• WHAT THE TASK REQUIRES:
Repeat, exactly and only, the lines from the beginning of the data through the line with "h, type VNode". Pictures are left out.

• GIVEN INFORMATION:
━━━━━━

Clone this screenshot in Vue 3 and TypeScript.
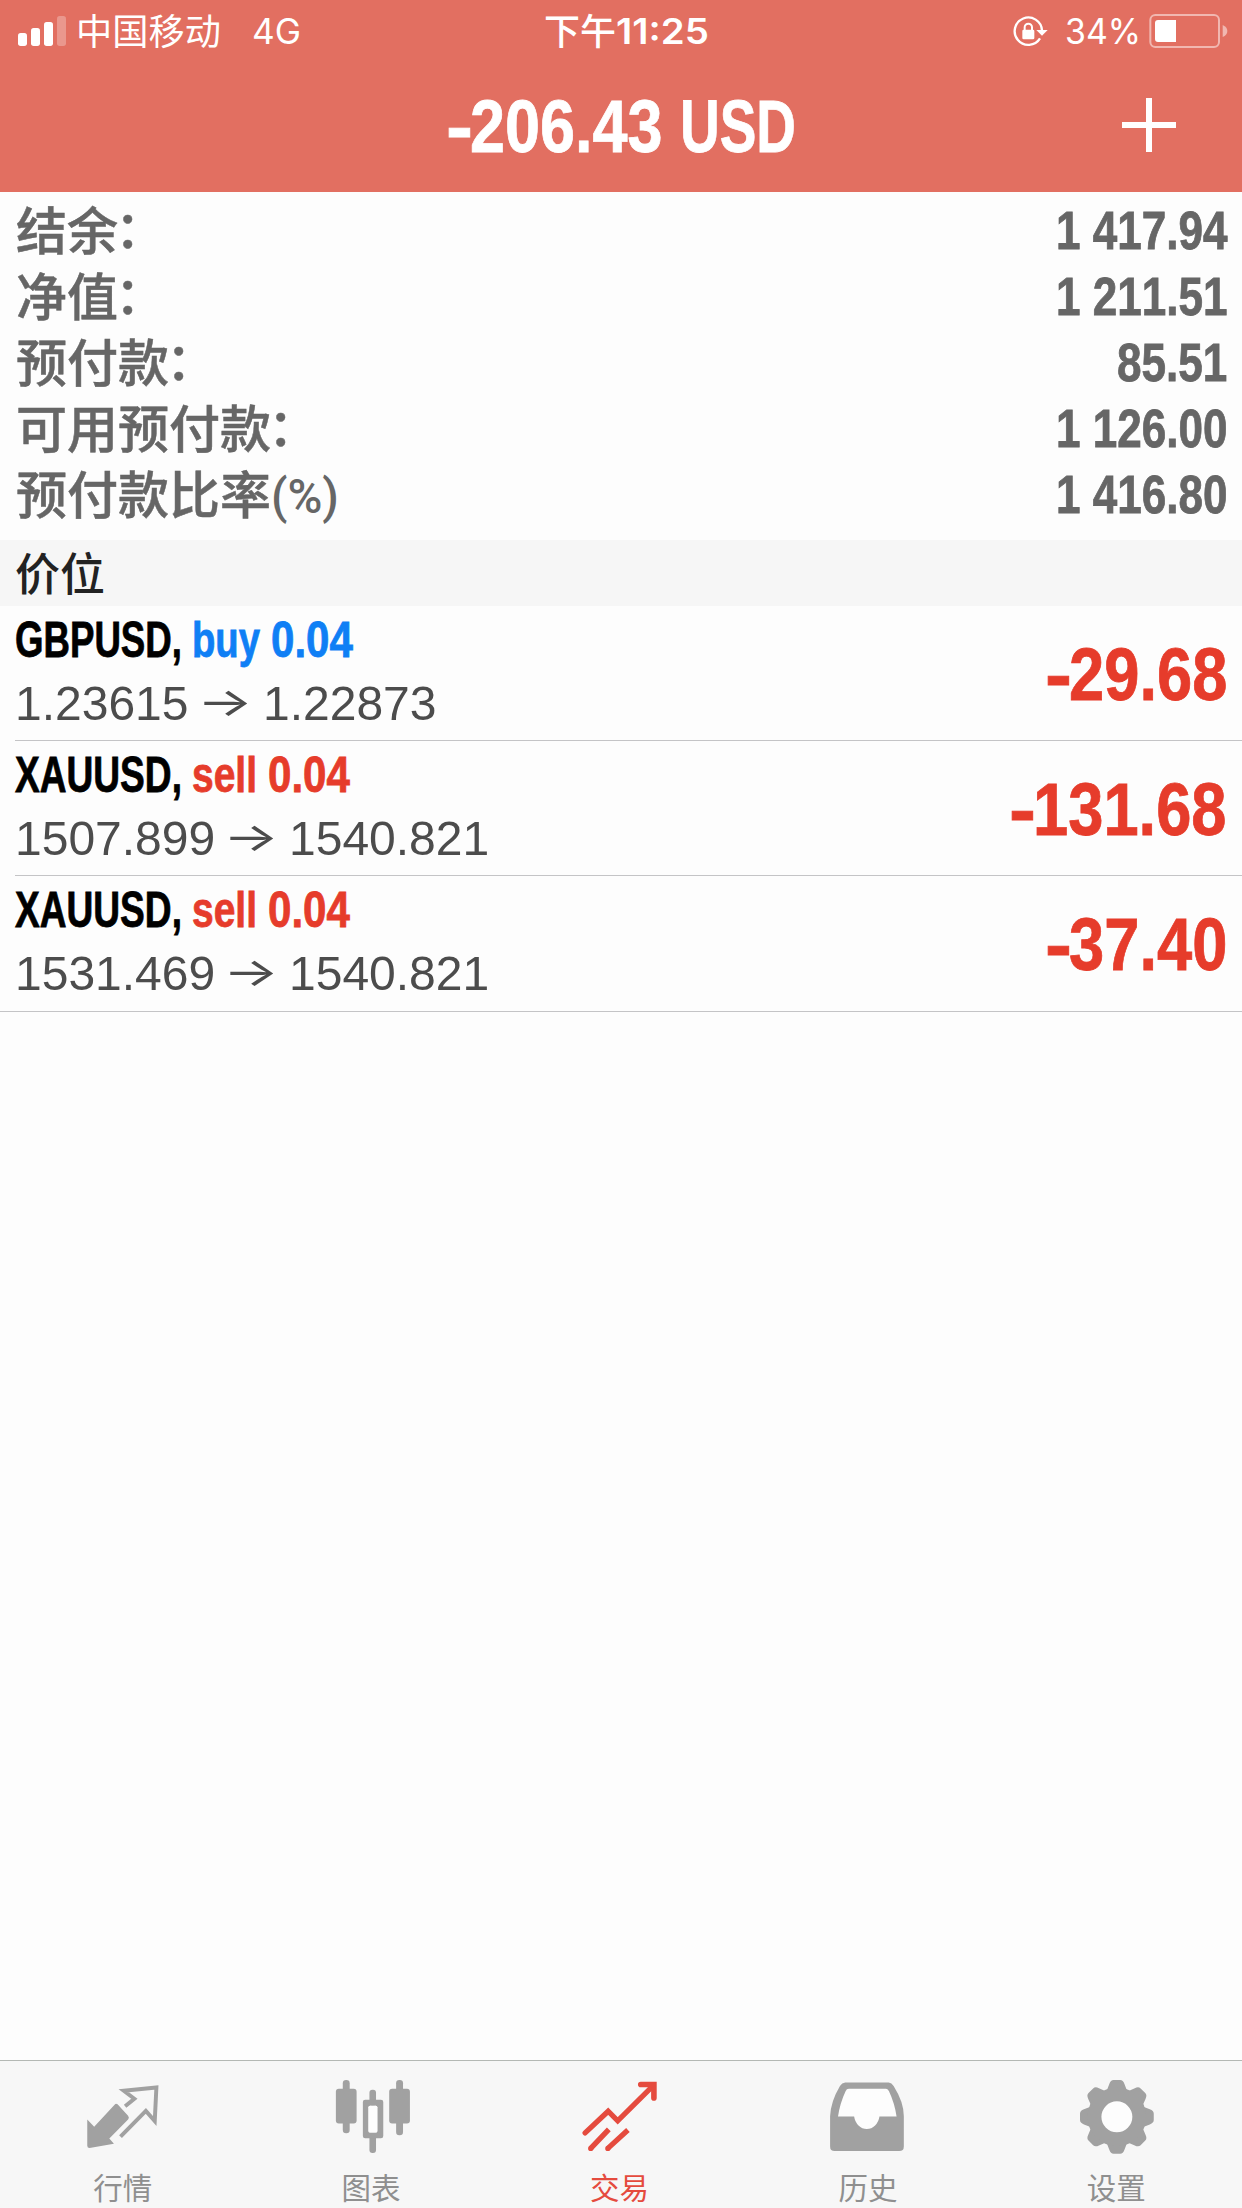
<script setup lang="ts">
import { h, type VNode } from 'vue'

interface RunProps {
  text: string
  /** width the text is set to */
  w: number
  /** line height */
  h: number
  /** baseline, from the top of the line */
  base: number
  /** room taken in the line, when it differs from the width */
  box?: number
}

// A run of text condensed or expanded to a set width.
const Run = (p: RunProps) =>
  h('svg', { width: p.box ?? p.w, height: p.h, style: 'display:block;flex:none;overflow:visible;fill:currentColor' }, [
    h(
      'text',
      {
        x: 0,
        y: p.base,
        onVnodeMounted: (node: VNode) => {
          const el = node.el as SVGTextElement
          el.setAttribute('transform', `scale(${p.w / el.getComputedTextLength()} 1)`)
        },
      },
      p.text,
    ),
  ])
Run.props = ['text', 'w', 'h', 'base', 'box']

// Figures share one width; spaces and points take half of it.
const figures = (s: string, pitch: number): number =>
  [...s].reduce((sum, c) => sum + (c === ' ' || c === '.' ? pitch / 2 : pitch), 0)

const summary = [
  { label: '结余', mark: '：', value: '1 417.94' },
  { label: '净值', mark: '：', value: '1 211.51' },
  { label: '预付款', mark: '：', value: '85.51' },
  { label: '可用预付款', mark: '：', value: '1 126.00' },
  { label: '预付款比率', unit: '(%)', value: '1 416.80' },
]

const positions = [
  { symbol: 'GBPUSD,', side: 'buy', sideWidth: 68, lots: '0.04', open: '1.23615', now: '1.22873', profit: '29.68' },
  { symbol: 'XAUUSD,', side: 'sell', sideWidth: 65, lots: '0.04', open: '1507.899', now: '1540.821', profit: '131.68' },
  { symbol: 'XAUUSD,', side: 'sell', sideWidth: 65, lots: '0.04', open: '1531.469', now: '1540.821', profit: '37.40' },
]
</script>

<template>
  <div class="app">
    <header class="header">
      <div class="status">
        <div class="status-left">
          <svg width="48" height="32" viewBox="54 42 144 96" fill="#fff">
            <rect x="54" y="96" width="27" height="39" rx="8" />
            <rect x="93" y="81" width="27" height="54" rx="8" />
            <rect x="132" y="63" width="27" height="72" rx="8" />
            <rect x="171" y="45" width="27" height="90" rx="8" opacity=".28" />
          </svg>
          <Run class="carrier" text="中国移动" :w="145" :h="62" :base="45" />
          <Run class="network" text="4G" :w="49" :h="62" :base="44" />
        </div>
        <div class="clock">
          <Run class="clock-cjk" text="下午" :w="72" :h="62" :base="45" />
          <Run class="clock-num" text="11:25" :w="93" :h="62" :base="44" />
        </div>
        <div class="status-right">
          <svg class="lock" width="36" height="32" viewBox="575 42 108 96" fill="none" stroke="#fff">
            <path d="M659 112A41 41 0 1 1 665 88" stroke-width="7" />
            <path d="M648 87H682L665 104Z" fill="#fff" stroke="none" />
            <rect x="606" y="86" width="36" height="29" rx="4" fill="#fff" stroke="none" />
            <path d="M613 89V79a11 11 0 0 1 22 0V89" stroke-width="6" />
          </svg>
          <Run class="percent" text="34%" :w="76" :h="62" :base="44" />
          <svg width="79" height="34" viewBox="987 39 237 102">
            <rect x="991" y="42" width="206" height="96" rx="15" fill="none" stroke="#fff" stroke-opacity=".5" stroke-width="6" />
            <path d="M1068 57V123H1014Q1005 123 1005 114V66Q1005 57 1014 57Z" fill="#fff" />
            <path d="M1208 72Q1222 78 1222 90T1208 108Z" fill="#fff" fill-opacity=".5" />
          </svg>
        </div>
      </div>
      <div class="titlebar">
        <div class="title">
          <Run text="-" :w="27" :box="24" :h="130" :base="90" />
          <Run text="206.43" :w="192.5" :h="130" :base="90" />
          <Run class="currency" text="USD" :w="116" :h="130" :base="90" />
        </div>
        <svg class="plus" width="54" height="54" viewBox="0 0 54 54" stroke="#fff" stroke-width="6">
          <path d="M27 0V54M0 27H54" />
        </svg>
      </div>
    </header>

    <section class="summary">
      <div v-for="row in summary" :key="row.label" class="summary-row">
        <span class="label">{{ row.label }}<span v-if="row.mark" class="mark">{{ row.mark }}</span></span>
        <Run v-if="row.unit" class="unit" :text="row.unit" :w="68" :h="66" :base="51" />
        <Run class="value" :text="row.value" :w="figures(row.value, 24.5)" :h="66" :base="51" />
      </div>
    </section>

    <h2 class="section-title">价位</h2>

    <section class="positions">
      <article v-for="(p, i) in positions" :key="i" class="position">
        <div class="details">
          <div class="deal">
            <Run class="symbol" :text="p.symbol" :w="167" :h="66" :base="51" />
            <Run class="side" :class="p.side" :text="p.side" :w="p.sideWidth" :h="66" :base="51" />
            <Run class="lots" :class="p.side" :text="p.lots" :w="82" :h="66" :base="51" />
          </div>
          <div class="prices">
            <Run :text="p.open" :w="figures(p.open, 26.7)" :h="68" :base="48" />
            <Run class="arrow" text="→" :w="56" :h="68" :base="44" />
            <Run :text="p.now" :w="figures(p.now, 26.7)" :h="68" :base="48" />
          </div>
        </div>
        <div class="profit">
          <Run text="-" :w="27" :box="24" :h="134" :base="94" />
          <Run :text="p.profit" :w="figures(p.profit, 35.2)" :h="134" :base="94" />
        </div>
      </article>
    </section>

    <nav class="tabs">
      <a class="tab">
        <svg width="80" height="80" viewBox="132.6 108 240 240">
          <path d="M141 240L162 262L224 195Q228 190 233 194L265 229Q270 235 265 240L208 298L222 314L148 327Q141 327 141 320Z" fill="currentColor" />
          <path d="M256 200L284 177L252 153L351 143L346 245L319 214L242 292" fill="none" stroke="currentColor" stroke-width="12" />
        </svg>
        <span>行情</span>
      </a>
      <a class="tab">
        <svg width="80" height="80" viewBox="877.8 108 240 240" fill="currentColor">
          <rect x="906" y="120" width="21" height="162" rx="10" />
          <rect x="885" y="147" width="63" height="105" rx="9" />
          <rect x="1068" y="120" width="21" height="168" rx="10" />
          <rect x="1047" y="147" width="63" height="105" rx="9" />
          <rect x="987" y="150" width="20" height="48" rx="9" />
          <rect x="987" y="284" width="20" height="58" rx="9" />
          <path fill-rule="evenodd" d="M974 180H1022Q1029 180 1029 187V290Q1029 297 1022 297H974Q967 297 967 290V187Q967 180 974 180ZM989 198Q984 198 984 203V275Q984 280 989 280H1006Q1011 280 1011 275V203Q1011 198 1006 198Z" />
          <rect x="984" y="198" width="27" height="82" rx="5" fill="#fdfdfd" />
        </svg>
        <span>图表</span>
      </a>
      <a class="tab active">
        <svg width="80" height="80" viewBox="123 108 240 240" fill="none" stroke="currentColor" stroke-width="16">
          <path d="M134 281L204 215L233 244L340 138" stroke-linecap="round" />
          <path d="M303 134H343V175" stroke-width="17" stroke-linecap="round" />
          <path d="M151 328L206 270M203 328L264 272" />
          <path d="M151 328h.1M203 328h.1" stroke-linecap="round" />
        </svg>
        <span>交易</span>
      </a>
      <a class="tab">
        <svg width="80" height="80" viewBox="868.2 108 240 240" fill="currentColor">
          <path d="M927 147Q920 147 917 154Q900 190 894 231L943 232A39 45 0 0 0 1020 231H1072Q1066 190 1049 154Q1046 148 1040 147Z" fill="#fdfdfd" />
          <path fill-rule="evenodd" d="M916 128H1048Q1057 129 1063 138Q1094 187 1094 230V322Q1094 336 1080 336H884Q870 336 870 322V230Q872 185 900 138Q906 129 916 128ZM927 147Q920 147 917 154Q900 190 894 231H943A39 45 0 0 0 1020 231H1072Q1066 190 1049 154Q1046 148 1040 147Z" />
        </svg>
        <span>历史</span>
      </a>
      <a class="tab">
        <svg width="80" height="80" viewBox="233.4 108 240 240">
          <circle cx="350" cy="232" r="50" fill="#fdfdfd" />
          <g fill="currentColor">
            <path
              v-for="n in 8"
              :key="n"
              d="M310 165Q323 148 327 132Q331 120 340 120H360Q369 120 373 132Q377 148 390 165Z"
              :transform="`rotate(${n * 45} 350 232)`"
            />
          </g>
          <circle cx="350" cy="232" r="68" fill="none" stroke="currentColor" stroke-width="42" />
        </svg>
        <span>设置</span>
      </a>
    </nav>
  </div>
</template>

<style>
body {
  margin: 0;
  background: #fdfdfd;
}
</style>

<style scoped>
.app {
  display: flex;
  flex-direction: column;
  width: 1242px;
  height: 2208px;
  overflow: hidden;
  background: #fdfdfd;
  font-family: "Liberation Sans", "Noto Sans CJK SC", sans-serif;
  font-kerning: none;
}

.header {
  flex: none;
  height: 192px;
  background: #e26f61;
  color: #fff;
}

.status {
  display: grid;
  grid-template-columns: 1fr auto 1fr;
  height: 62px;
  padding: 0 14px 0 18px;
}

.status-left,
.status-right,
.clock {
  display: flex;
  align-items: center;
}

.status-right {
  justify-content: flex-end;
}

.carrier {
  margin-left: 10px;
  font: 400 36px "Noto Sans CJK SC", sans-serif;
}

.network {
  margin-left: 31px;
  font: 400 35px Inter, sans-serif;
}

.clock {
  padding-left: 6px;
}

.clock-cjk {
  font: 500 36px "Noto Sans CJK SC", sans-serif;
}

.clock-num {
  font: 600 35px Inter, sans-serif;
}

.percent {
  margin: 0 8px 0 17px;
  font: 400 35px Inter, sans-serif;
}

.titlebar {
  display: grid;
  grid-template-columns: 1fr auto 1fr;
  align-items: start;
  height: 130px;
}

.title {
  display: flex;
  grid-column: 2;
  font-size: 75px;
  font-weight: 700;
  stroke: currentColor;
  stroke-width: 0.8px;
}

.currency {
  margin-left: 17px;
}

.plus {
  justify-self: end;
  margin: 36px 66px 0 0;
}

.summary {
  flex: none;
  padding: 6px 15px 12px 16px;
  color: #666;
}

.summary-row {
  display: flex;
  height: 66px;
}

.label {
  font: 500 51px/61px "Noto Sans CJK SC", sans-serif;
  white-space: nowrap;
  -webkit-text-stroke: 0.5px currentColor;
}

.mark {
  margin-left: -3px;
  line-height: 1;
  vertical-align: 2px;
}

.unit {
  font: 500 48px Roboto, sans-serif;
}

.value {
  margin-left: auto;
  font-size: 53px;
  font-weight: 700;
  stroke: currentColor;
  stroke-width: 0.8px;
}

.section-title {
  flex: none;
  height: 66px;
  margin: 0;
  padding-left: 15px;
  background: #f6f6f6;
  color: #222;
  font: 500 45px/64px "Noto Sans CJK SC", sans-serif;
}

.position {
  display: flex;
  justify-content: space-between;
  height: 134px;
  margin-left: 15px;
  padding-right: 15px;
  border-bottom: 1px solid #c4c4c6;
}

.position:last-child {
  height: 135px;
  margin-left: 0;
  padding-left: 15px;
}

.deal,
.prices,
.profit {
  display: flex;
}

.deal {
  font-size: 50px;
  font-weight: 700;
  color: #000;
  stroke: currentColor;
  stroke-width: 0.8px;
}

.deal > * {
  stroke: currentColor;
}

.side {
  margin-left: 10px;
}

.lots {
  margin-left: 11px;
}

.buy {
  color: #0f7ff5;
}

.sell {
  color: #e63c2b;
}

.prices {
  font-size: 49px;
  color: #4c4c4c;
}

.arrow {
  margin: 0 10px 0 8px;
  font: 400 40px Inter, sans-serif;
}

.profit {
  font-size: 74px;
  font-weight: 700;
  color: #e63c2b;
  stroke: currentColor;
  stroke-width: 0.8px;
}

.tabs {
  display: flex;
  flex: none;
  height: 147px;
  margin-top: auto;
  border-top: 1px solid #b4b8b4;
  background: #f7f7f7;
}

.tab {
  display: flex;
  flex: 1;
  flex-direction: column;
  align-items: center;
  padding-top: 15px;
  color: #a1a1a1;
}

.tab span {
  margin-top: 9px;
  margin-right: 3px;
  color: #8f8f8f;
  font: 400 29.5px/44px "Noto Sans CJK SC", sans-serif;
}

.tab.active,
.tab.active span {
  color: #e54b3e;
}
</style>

━━━━━━

• TASK RESPONSE:
Clone this screenshot in Vue 3 and TypeScript.
<script setup lang="ts">
import { h, type VNode } from 'vue'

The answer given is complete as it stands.